Electrospun PGA/gelatin nanofibrous scaffolds and their potential application in vascular tissue engineering

• Published in: International journal of nanomedicine Vol. 6; no. default; pp. 2133 - 2141
• Main Authors: Hajiali, Hadi, Shahgasempour, Shapour, Naimi-Jamal, M Reza, Peirovi, Habibullah
• Format: Journal Article
• Language: English
• Published: New Zealand Dove Press 01.01.2011; Dove Medical Press
• Subjects: Biocompatible Materials - chemistry; biocompatible scaffold; Calorimetry, Differential Scanning; Cell Adhesion - drug effects; Cell Survival - drug effects; Cells, Cultured; Elastic Modulus; gelatin; Gelatin - chemistry; Gelatin - pharmacology; Human Umbilical Vein Endothelial Cells - cytology; Humans; nanofiber; Nanofibers - chemistry; Nanotechnology; Original Research; polyglycolic acid; Polyglycolic Acid - chemistry; Polyglycolic Acid - pharmacology; Spectroscopy, Fourier Transform Infrared; Tensile Strength; Tissue Engineering; Tissue Scaffolds - chemistry; Umbilical Arteries - cytology; vascular tissue engineering; vascular tissue engineering; biocompatible scaffold; polyglycolic acid; gelatin; nanofiber
• ISSN: 1178-2013; 1176-9114; 1178-2013
• DOI: 10.2147/ijn.s24312

In this study, gelatin was blended with polyglycolic acid (PGA) at different ratios (0, 10, 30, and 50 wt%) and electrospun.

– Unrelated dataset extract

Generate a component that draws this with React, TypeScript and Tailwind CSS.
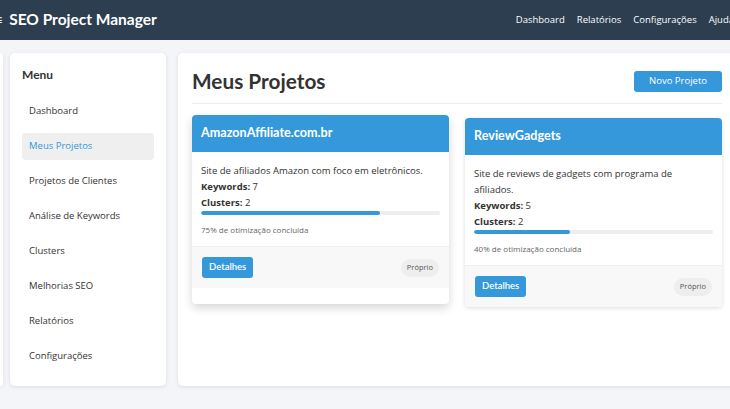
import { useState } from "react";

type Project = {
  name: string;
  description: string;
  keywords: number;
  clusters: number;
  progress: number;
  hovered?: boolean;
};

const projects: Project[] = [
  {
    name: "AmazonAffiliate.com.br",
    description: "Site de afiliados Amazon com foco em eletrônicos.",
    keywords: 7,
    clusters: 2,
    progress: 75,
    hovered: true,
  },
  {
    name: "ReviewGadgets",
    description: "Site de reviews de gadgets com programa de afiliados.",
    keywords: 5,
    clusters: 2,
    progress: 40,
  },
];

const menuItems = [
  "Dashboard",
  "Meus Projetos",
  "Projetos de Clientes",
  "Análise de Keywords",
  "Clusters",
  "Melhorias SEO",
  "Relatórios",
  "Configurações",
];

const navLinks = ["Dashboard", "Relatórios", "Configurações", "Ajuda"];

const heading = "font-['Lato',_'Open_Sans',_sans-serif]";

function ProjectCard({ project }: { project: Project }) {
  return (
    <div
      className={`flex flex-col bg-white rounded-[4px] overflow-hidden ${
        project.hovered
          ? "-translate-y-[3px] shadow-[0_4px_10px_rgba(0,0,0,0.16)]"
          : "shadow-[0_1px_4px_rgba(0,0,0,0.14)]"
      }`}
    >
      {/* cabeçalho */}
      <div className="bg-[#3498db] px-[9px] h-[37px] flex items-center">
        <h3 className={`${heading} text-white font-bold text-[12.6px]`}>{project.name}</h3>
      </div>

      {/* corpo */}
      <div className="px-[9px] pt-[11px] pb-[10px] text-[9.5px] leading-[16px] text-[#333]">
        <p>{project.description}</p>
        <p>
          <span className="font-bold">Keywords:</span> {project.keywords}
        </p>
        <p>
          <span className="font-bold">Clusters:</span> {project.clusters}
        </p>
        <div className="h-[4px] bg-[#eeeeee] rounded-full overflow-hidden">
          <div className="h-full bg-[#3498db] rounded-full" style={{ width: `${project.progress}%` }} />
        </div>
        <p className="mt-[9px] text-[8px] leading-[12px] text-[#666]">
          {project.progress}% de otimização concluída
        </p>
      </div>

      {/* rodapé */}
      <div className="border-t border-[#eeeeee] bg-[#f8f8f8] p-[10px] flex items-center justify-between">
        <button className={`${heading} bg-[#3498db] text-white text-[9.5px] font-semibold h-[21px] px-[7px] rounded-[3px]`}>
          Detalhes
        </button>
        <span className="bg-[#eeeeee] text-[#555] text-[7.5px] h-[18px] px-[6px] rounded-full flex items-center">
          Próprio
        </span>
      </div>
    </div>
  );
}

export default function App() {
  const [active] = useState("Meus Projetos");

  return (
    <div
      className="w-[730px] h-[409px] overflow-hidden bg-[#f4f5f9]"
      style={{ fontFamily: '"Open Sans", "Noto Sans", sans-serif' }}
    >
      <div className="w-[746px]">
        {/* topo */}
        <header className="h-[40px] bg-[#2c3e50] flex items-center justify-between pr-[12px]">
          <div className="flex items-center">
            <span className="text-white text-[14px] -ml-[6px] mr-[7px] leading-none">≡</span>
            <h1 className={`${heading} text-white font-bold text-[15.5px]`}>SEO Project Manager</h1>
          </div>
          <nav className="flex gap-[12px] text-[9.5px] text-white">
            {navLinks.map((link) => (
              <span key={link}>{link}</span>
            ))}
          </nav>
        </header>

        <div className="flex pt-[13px] pr-[10px]">
          <div className="w-[3px] h-[333px] bg-white rounded-r-[4px] shadow-[0_1px_4px_rgba(0,0,0,0.1)]" />

          {/* menu lateral */}
          <aside className="ml-[7px] w-[156px] h-[333px] bg-white rounded-[5px] shadow-[0_1px_4px_rgba(0,0,0,0.1)] px-[12px] pt-[13px]">
            <h2 className={`${heading} font-bold text-[12px] leading-[18px] text-[#333] mb-[14px]`}>Menu</h2>
            <ul className="flex flex-col gap-[8px]">
              {menuItems.map((item) => (
                <li
                  key={item}
                  className={`h-[27px] px-[7px] flex items-center rounded-[4px] text-[9.5px] ${
                    item === active ? "bg-[#efefef] text-[#3498db]" : "text-[#333]"
                  }`}
                >
                  {item}
                </li>
              ))}
            </ul>
          </aside>

          {/* conteúdo */}
          <main className="ml-[12px] flex-1 h-[333px] bg-white rounded-[5px] shadow-[0_1px_4px_rgba(0,0,0,0.1)] px-[14px] pt-[14px]">
            <div className="flex items-center justify-between pb-[8px] border-b border-[#eeeeee]">
              <h1 className={`${heading} font-bold text-[20.8px] leading-[28px] text-[#333]`}>Meus Projetos</h1>
              <button className="bg-[#3498db] text-white text-[9.5px] h-[21px] px-[15px] rounded-[3px]">
                Novo Projeto
              </button>
            </div>
            <div className="grid grid-cols-2 gap-[16px] mt-[14px]">
              {projects.map((p) => (
                <ProjectCard key={p.name} project={p} />
              ))}
            </div>
          </main>
        </div>
      </div>
    </div>
  );
}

The morphology and structure of the scaffolds were characterized by scanning electron microscopy, Fourier transform infrared spectroscopy, and differential scanning calorimetry. The mechanical properties were also measured by the tensile test. Furthermore, for biocompatibility assessment, human umbilical vein endothelial cells and human umbilical artery smooth muscle cells were cultured on these scaffolds, and cell attachment and viability were evaluated. PGA with 10 wt% gelatin enhanced the endothelial cells whilst PGA with 30 wt% gelatin increased smooth muscle cell adhesion, penetration, and viability compared with the other scaffold blends. Additionally, with the increase in gelatin content, the mechanical properties of the scaffolds were improved due to interaction between PGA and gelatin, as revealed by Fourier transform infrared spectroscopy and differential scanning calorimetry. Incorporation of gelatin improves the biological and mechanical properties of PGA, making promising scaffolds for vascular tissue engineering.